Chrysler spent a couple of decades selling Mitsubishis and Simcas with Dodge and Plymouth badges in North America, and the Mitsubishi Galant/Lancer-based Colt line went through the most twists and turns. At first, Plymouth-branded Colts were sold as Champs, but by the mid-1980s both the Dodge and Plymouth versions were called Colts. The difference? Damn if I can find one that goes deeper than emblems.
Imported for Plymouth! This generation of Colt has become quite rare on the street, though they seemed as common as Corollas and Civics when new.
While Japanese econoboxes of the 1980s were mostly pretty miserable machines, I do sometimes miss their weird, vaguely science-fiction-ish interiors. And remember when cars had interior space not completely used up by cockpit-style consoles and cup holders?
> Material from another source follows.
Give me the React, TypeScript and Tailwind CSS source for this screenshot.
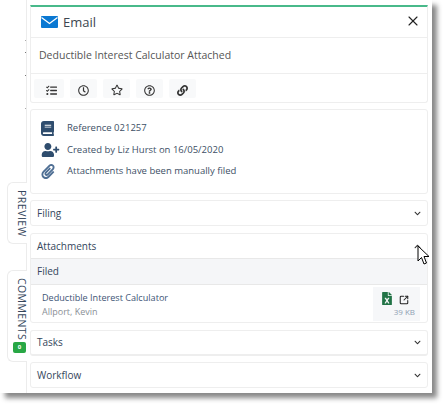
import React from "react";
import { FaBook, FaUserPlus, FaPaperclip, FaTasks, FaRegClock, FaRegStar, FaRegQuestionCircle, FaLink, FaChevronDown, FaChevronUp, FaFileExcel } from "react-icons/fa";
import { X, SquareArrowOutUpRight } from "lucide-react";

function Row({ title, open, height = "h-[26px]", className = "" }: { title: string; open?: boolean; height?: string; className?: string }) {
  return (
    <div className={`flex ${height} items-center justify-between pl-[6px] pr-[6px] ${className}`}>
      <span className="text-[10px] font-medium text-[#34465c]">{title}</span>
      {open ? <FaChevronUp className="h-[7px] w-[7px] text-[#333]" /> : <FaChevronDown className="h-[7px] w-[7px] text-[#333]" />}
    </div>
  );
}

const tool = "flex h-[19px] items-center justify-center rounded-[2px] bg-[#f8f9fa] pt-[3px] text-[#333]";

export default function App() {
  return (
    <div className="h-[405px] w-[444px] bg-white font-['Open_Sans',sans-serif]">
      <div className="flex h-[393px] w-[432px] bg-white shadow-[5px_5px_5px_#888888]">
        <div className="flex w-[30px] shrink-0 flex-col">
          <div className="h-[182px] w-[27px] border-r border-[#ececec]" />
          <div className="ml-[7px] flex h-[62px] w-[20px] items-center justify-center rounded-l-[6px] border border-r-0 border-[#ececec] bg-white pl-[4px]">
            <span className="ml-[3px] text-[10.5px] font-medium tracking-[0.5px] text-[#34465c] [writing-mode:vertical-rl]">PREVIEW</span>
          </div>
          <div className="h-[26px] w-[27px] border-r border-[#ececec]" />
          <div className="ml-[7px] flex h-[92px] w-[20px] flex-col items-center rounded-l-[6px] border border-r-0 border-[#ececec] bg-white pl-[4px] pt-[7px]">
            <span className="ml-[3px] text-[10.5px] font-medium leading-[15px] tracking-[0.4px] text-[#34465c] [writing-mode:vertical-rl]">COMMENTS</span>
            <span className="mt-[2px] flex h-[11px] w-[13px] items-center justify-center rounded-[2px] bg-[#28a745] text-[6px] font-bold text-white">0</span>
          </div>
          <div className="w-[27px] flex-1 border-r border-[#ececec]" />
        </div>

        <div className="flex w-[398px] flex-col pt-[5px]">
          <div className="h-[98px] rounded-b-[3px] border-x border-b border-t-[2px] border-[#eeeeee] border-t-[#48b98a]">
            <div className="flex h-[31px] items-center justify-between border-b border-[#eeeeee] pl-[10px] pr-[6px]">
              <div className="flex items-center gap-[5px]">
                <svg width="17" height="12" viewBox="0 0 17 12">
                  <rect width="17" height="12" rx="1" fill="#0a78d2" />
                  <path d="M0.5 1.5 L8.5 7.5 L16.5 1.5" fill="none" stroke="#fff" strokeWidth="1.3" />
                </svg>
                <span className="pt-[1px] text-[13px] text-[#3c4650]">Email</span>
              </div>
              <X className="mb-[3px] h-[16px] w-[16px] text-[#222]" strokeWidth={1.7} />
            </div>
            <div className="flex h-[36px] items-center border-b border-[#eeeeee] pl-[8px] pt-[1px] text-[10.5px] text-[#555]">
              Deductible Interest Calculator Attached
            </div>
            <div className="flex items-center gap-[6px] pl-[3px] pt-[5px]">
              <div className={`${tool} w-[30px] pl-[5px]`}><FaTasks className="h-[11px] w-[11px]" /></div>
              <div className={`${tool} w-[27px]`}><FaRegClock className="h-[11px] w-[11px]" /></div>
              <div className={`${tool} w-[27px]`}><FaRegStar className="h-[12px] w-[12px]" /></div>
              <div className={`${tool} w-[27px]`}><FaRegQuestionCircle className="h-[11px] w-[11px]" /></div>
              <div className={`${tool} w-[27px]`}><FaLink className="h-[11px] w-[11px]" /></div>
            </div>
          </div>

          <div className="mt-[6px] flex h-[85px] flex-col rounded-[3px] border border-[#eeeeee] pl-[10px] pt-[8px] text-[#3d4f66]">
            <div className="flex h-[21px] items-center">
              <FaBook className="h-[15px] w-[13px] text-[#2f4d6e]" />
              <span className="ml-[13px] text-[9.5px]">Reference 021257</span>
            </div>
            <div className="flex h-[22px] items-center">
              <FaUserPlus className="h-[14px] w-[19px] text-[#2f4d6e]" />
              <span className="ml-[7px] text-[9.5px]">Created by Liz Hurst on 16/05/2020</span>
            </div>
            <div className="flex h-[21px] items-center">
              <FaPaperclip className="h-[15px] w-[14px] text-[#4f6f94]" />
              <span className="ml-[12px] text-[9.5px]">Attachments have been manually filed</span>
            </div>
          </div>

          <Row title="Filing" className="mt-[6px] rounded-[3px] border border-[#eeeeee]" />

          <div className="mt-[7px] h-[90px] rounded-[3px] border border-[#eeeeee]">
            <Row title="Attachments" open height="h-[24px]" />
            <div className="flex h-[27px] items-center border-y border-[#e8e8e8] bg-[#f5f6f8] pl-[6px] text-[10px] font-medium text-[#34465c]">Filed</div>
            <div className="flex h-[37px] items-center justify-between pl-[11px] pr-[7px]">
              <div className="flex flex-col pt-[2px]">
                <span className="text-[9.1px] font-medium leading-[14px] text-[#3d5475]">Deductible Interest Calculator</span>
                <span className="text-[9px] leading-[14px] text-[#8a8f96]">Allport, Kevin</span>
              </div>
              <div className="flex h-[34px] w-[47px] flex-col items-end bg-[#f6f7f9] pr-[5px] pt-[5px]">
                <div className="flex items-start gap-[7px] pr-[6px]">
                  <FaFileExcel className="h-[13px] w-[10px] text-[#217346]" />
                  <SquareArrowOutUpRight className="mt-[3px] h-[10px] w-[10px] text-[#222]" strokeWidth={2.5} />
                </div>
                <span className="mt-[1px] text-[8px] leading-[12px] text-[#8fa0b3]">39 KB</span>
              </div>
            </div>
          </div>

          <Row title="Tasks" className="mt-[7px] rounded-[3px] border border-[#eeeeee] border-b-2" />
          <Row title="Workflow" className="mt-[6px] rounded-[3px] border border-[#eeeeee]" />
        </div>
      </div>
      <svg className="absolute left-[417px] top-[245px]" width="13" height="22" viewBox="0 0 13 22">
        <path d="M1 1 L1 16 L4.5 12.5 L7 19 L9.5 18 L7 11.5 L12 11.5 Z" fill="#fff" stroke="#000" strokeWidth="1" />
      </svg>
      <span className="absolute left-[25px] top-[40px] h-px w-px bg-[#aaa]" />
      <span className="absolute left-[25px] top-[52px] h-px w-px bg-[#777]" />
      <span className="absolute left-[25px] top-[75px] h-px w-px bg-[#777]" />
      <span className="absolute left-[25px] top-[108px] h-px w-px bg-[#aaa]" />
    </div>
  );
}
This is the bread-and-butter, non-turbo, non-Twin-Stick Colt, complete with 4G15 Orion engine. The Colt of this era wasn’t much known for reliability, but it was cheap and sipped gas. The entry-level Colt E two-door hatch listed at $5,372, or about 300 bucks cheaper than a new Chevette. The ’86 Subaru STD (yes, there was a car called the STD) could be purchased for $4,989, and the bottom-of-the-barrel ’86 Excel went for $4,995. The Colt was a far superior vehicle to the Chevette, STD, and Excel, and so was a pretty good deal at the time (though the much better Civic two-door hatch was just a C-note more expensive).
And now almost all of them are gone. I’d like to think that a few Colts of this vintage will stay with us, though I’m certainly not willing to rescue one myself.